THE EXERCISE> Take the listing from its first line through the line that contains "const premises = ['A ∧ B', 'B ∧ C'];" and please retype those lines exactly, leaving out the pictures.

AVAILABLE DATA>
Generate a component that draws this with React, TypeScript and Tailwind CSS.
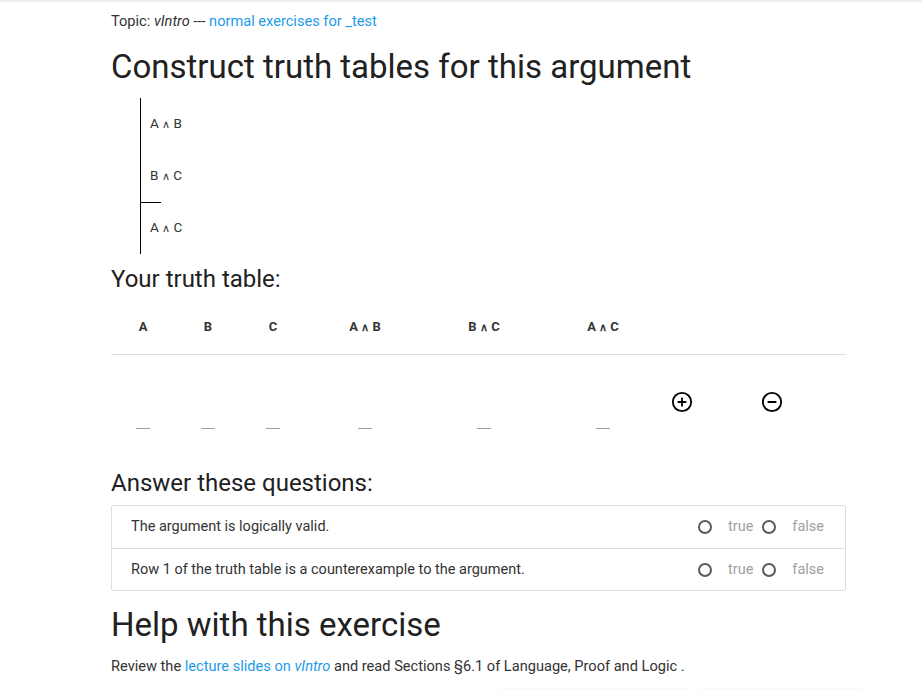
import { CirclePlus, CircleMinus } from 'lucide-react';

const headers = [
  { text: 'A', w: 'w-[64px]' },
  { text: 'B', w: 'w-[66px]' },
  { text: 'C', w: 'w-[64px]' },
  { text: 'A ∧ B', w: 'w-[120px]' },
  { text: 'B ∧ C', w: 'w-[118px]' },
  { text: 'A ∧ C', w: 'w-[120px]' },
];

const premises = ['A ∧ B', 'B ∧ C'];

const questions = [
  'The argument is logically valid.',
  'Row 1 of the truth table is a counterexample to the argument.',
];

function Conn({ s }: { s: string }) {
  const [l, r] = s.split(' ∧ ');
  if (r === undefined) return <span>{s}</span>;
  return (
    <span>
      {l} <span className="text-[0.85em]">∧</span> {r}
    </span>
  );
}

function Radio({ label }: { label: string }) {
  return (
    <label className="flex items-center">
      <span className="w-[14px] h-[14px] rounded-full border-2 border-[#5a5a5a]" />
      <span className="ml-[16px] text-[#a0a0a0]">{label}</span>
    </label>
  );
}

export default function App() {
  return (
    <div className="h-[692px] overflow-hidden bg-white text-[#212121] font-['Roboto','Liberation_Sans',sans-serif]">
      <div className="h-[3px] bg-gradient-to-b from-[#e8e8e8] to-white" />
      <div className="ml-[111px] w-[735px]">
        <div className="mt-[8px] h-[20px] text-[14.6px] leading-[20px] text-[#333]">
          Topic: <i>vIntro</i> --- <a className="text-[#1e9be6]">normal exercises for _test</a>
        </div>

        <h1 className="mt-[15px] text-[33px] leading-[42px] text-[#212121]">
          Construct truth tables for this argument
        </h1>

        {/* argument */}
        <div className="mt-[10px] ml-[29px] border-l border-black w-fit text-[13.5px] text-[#333]">
          {premises.map((p) => (
            <div key={p} className="h-[52px] pl-[9px] pr-[20px] pb-[2px] flex items-center">
              <Conn s={p} />
            </div>
          ))}
          <div className="w-[20px] border-t border-black" />
          <div className="h-[51px] pl-[9px] pb-[2px] flex items-center">
            <Conn s="A ∧ C" />
          </div>
        </div>

        <h2 className="mt-[9px] text-[24px] leading-[32px] text-[#212121]">Your truth table:</h2>

        {/* truth table */}
        <div className="flex border-b border-[#dcdcdc] pt-[24px] pb-[18px] text-[13px] leading-[16px] font-bold text-[#333]">
          {headers.map((h) => (
            <div key={h.text} className={`${h.w} text-center`}>
              <Conn s={h.text} />
            </div>
          ))}
        </div>
        <div className="flex items-start pt-[36px] h-[110px]">
          {headers.map((h) => (
            <div key={h.text} className={`${h.w} flex justify-center pt-[37px]`}>
              <div className="w-[14px] h-px bg-[#9e9e9e]" />
            </div>
          ))}
          <div className="w-[38px] flex justify-center">
            <CirclePlus size={22} strokeWidth={2} className="text-black" />
          </div>
          <div className="w-[143px] flex justify-center pr-[2px]">
            <CircleMinus size={22} strokeWidth={2} className="text-black" />
          </div>
        </div>

        <h2 className="mt-[2px] text-[24px] leading-[32px] text-[#212121]">Answer these questions:</h2>

        <div className="mt-[6px] border border-[#dedede] rounded-[2px] text-[14.5px]">
          {questions.map((q, i) => (
            <div
              key={q}
              className={`h-[42px] flex items-center justify-between pl-[19px] pr-[21px] ${
                i > 0 ? 'border-t border-[#dedede]' : ''
              }`}
            >
              <span className="text-[#333]">{q}</span>
              <div className="flex items-center gap-[9px]">
                <Radio label="true" />
                <Radio label="false" />
              </div>
            </div>
          ))}
        </div>

        <h1 className="mt-[13px] text-[33px] leading-[42px] text-[#212121]">Help with this exercise</h1>

        <p className="mt-[10px] text-[14.6px] leading-[20px] text-[#333]">
          Review the <a className="text-[#1e9be6]">lecture slides on <i>vIntro</i></a> and read Sections §6.1 of
          Language, Proof and Logic .
        </p>
      </div>

      <div className="mt-[14px] ml-[502px] flex gap-[14px]">
        <div className="w-[186px] h-[40px] rounded-[3px] shadow-[0_-1px_3px_rgba(0,0,0,0.06)]" />
        <div className="w-[160px] h-[40px] rounded-[3px] shadow-[0_-1px_3px_rgba(0,0,0,0.06)]" />
      </div>
    </div>
  );
}
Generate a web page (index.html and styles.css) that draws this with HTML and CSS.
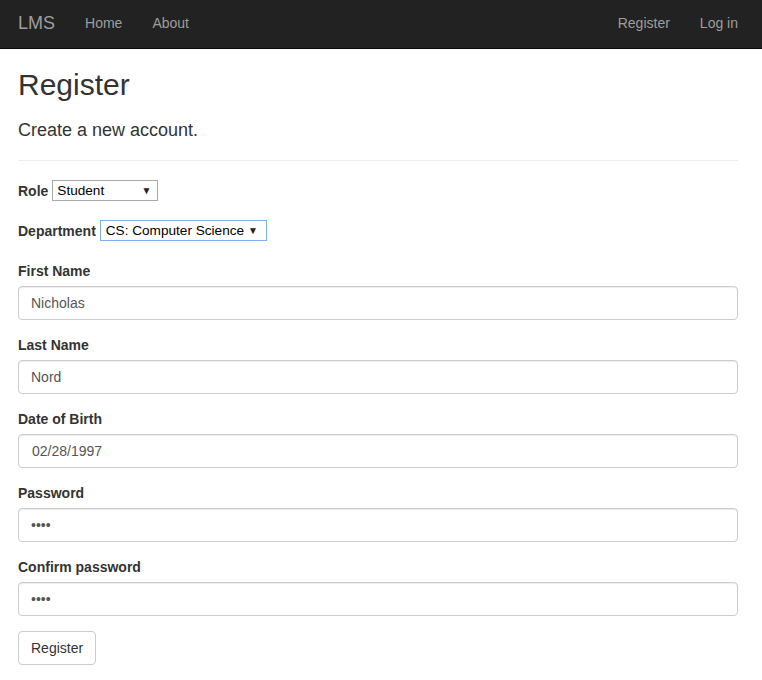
FILE: index.html
```html
<!DOCTYPE html>
<html lang="en">
<head>
<meta charset="utf-8">
<title>Register - LMS</title>
<link rel="stylesheet" href="styles.css">
</head>
<body>
<nav class="navbar">
  <a class="brand" href="#">LMS</a>
  <ul class="nav">
    <li><a href="#">Home</a></li>
    <li><a href="#">About</a></li>
  </ul>
  <ul class="nav nav-right">
    <li><a href="#">Register</a></li>
    <li><a href="#">Log in</a></li>
  </ul>
</nav>
<main class="content">
  <h2 class="title">Register</h2>
  <h4 class="subtitle">Create a new account.</h4>
  <hr class="rule">
  <form class="form">
    <div class="inline-row">
      <label class="label">Role</label>
      <div class="select select-role"><span class="select-text">Student</span><span class="arrow">&#9660;</span></div>
    </div>
    <div class="inline-row inline-row-last">
      <label class="label">Department</label>
      <div class="select select-dept"><span class="select-text">CS: Computer Science</span><span class="arrow">&#9660;</span></div>
    </div>
    <div class="group">
      <label class="label block">First Name</label>
      <input class="control" type="text" value="Nicholas">
    </div>
    <div class="group">
      <label class="label block">Last Name</label>
      <input class="control" type="text" value="Nord">
    </div>
    <div class="group">
      <label class="label block">Date of Birth</label>
      <input class="control control-date" type="text" value="02/28/1997">
    </div>
    <div class="group">
      <label class="label block">Password</label>
      <input class="control" type="password" value="1234">
    </div>
    <div class="group">
      <label class="label block">Confirm password</label>
      <input class="control" type="password" value="1234">
    </div>
    <button class="btn" type="button">Register</button>
  </form>
</main>
</body>
</html>
```

FILE: styles.css
```css
* { box-sizing: border-box; }
html, body { margin: 0; padding: 0; }
body {
  font-family: "Liberation Sans", Arial, Helvetica, sans-serif;
  font-size: 14px;
  line-height: 20px;
  color: #333;
  background: #fff;
}
.navbar {
  display: flex;
  align-items: flex-start;
  height: 49px;
  background: #222;
  border-bottom: 1px solid #080808;
  padding-left: 18px;
  padding-right: 9px;
}
.brand {
  font-size: 18px;
  line-height: 20px;
  color: #9d9d9d;
  text-decoration: none;
  padding: 13px 15px 15px 0;
}
.nav {
  display: flex;
  list-style: none;
  margin: 0;
  padding: 0;
}
.nav-right { margin-left: auto; }
.nav a {
  display: block;
  color: #9d9d9d;
  text-decoration: none;
  padding: 13px 15px 15px;
  line-height: 20px;
}
.content {
  padding: 0 24px 20px 18px;
}
.title {
  font-size: 30px;
  line-height: 33px;
  font-weight: 500;
  margin: 19px 0 0;
}
.subtitle {
  font-size: 18px;
  line-height: 20px;
  font-weight: 500;
  margin: 19px 0 0;
}
.rule {
  border: 0;
  border-top: 1px solid #eee;
  margin: 20px 0 19px;
  height: 0;
}
.form { margin: 0; }
.label {
  font-weight: bold;
  line-height: 20px;
}
.label.block {
  display: block;
  margin-bottom: 5px;
}
.inline-row {
  display: flex;
  align-items: center;
  gap: 4px;
  height: 21px;
  margin-bottom: 19px;
}
.inline-row-last { margin-bottom: 20px; }
.select {
  display: inline-flex;
  align-items: center;
  height: 21px;
  border: 1px solid #a9a9a9;
  background: #fff;
  color: #000;
  font-size: 13.6px;
  padding: 0 6px 0 4px;
}
.select-role { width: 106px; }
.select-dept {
  width: 167px;
  border-color: #7eaef0;
  padding: 0 8px 0 5px;
}
.select-text { white-space: nowrap; }
.arrow {
  margin-left: auto;
  font-size: 10px;
  line-height: 1;
  color: #222;
}
.group { margin-bottom: 15px; }
.control {
  display: block;
  width: 100%;
  height: 34px;
  padding: 6px 12px;
  font-family: "Liberation Sans", Arial, Helvetica, sans-serif;
  font-size: 14px;
  line-height: 20px;
  color: #555;
  background: #fff;
  border: 1px solid #ccc;
  border-radius: 4px;
  box-shadow: inset 0 1px 1px rgba(0,0,0,.075);
  outline: none;
}
.control-date { padding-left: 13px; }
.btn {
  display: inline-block;
  height: 34px;
  padding: 6px 12px;
  font-family: "Liberation Sans", Arial, Helvetica, sans-serif;
  font-size: 14px;
  line-height: 20px;
  color: #333;
  background: #fff;
  border: 1px solid #ccc;
  border-radius: 4px;
  cursor: pointer;
}
```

FINISHED ANSWER>
Generate a component that draws this with React, TypeScript and Tailwind CSS.
import { CirclePlus, CircleMinus } from 'lucide-react';

const headers = [
  { text: 'A', w: 'w-[64px]' },
  { text: 'B', w: 'w-[66px]' },
  { text: 'C', w: 'w-[64px]' },
  { text: 'A ∧ B', w: 'w-[120px]' },
  { text: 'B ∧ C', w: 'w-[118px]' },
  { text: 'A ∧ C', w: 'w-[120px]' },
];

const premises = ['A ∧ B', 'B ∧ C'];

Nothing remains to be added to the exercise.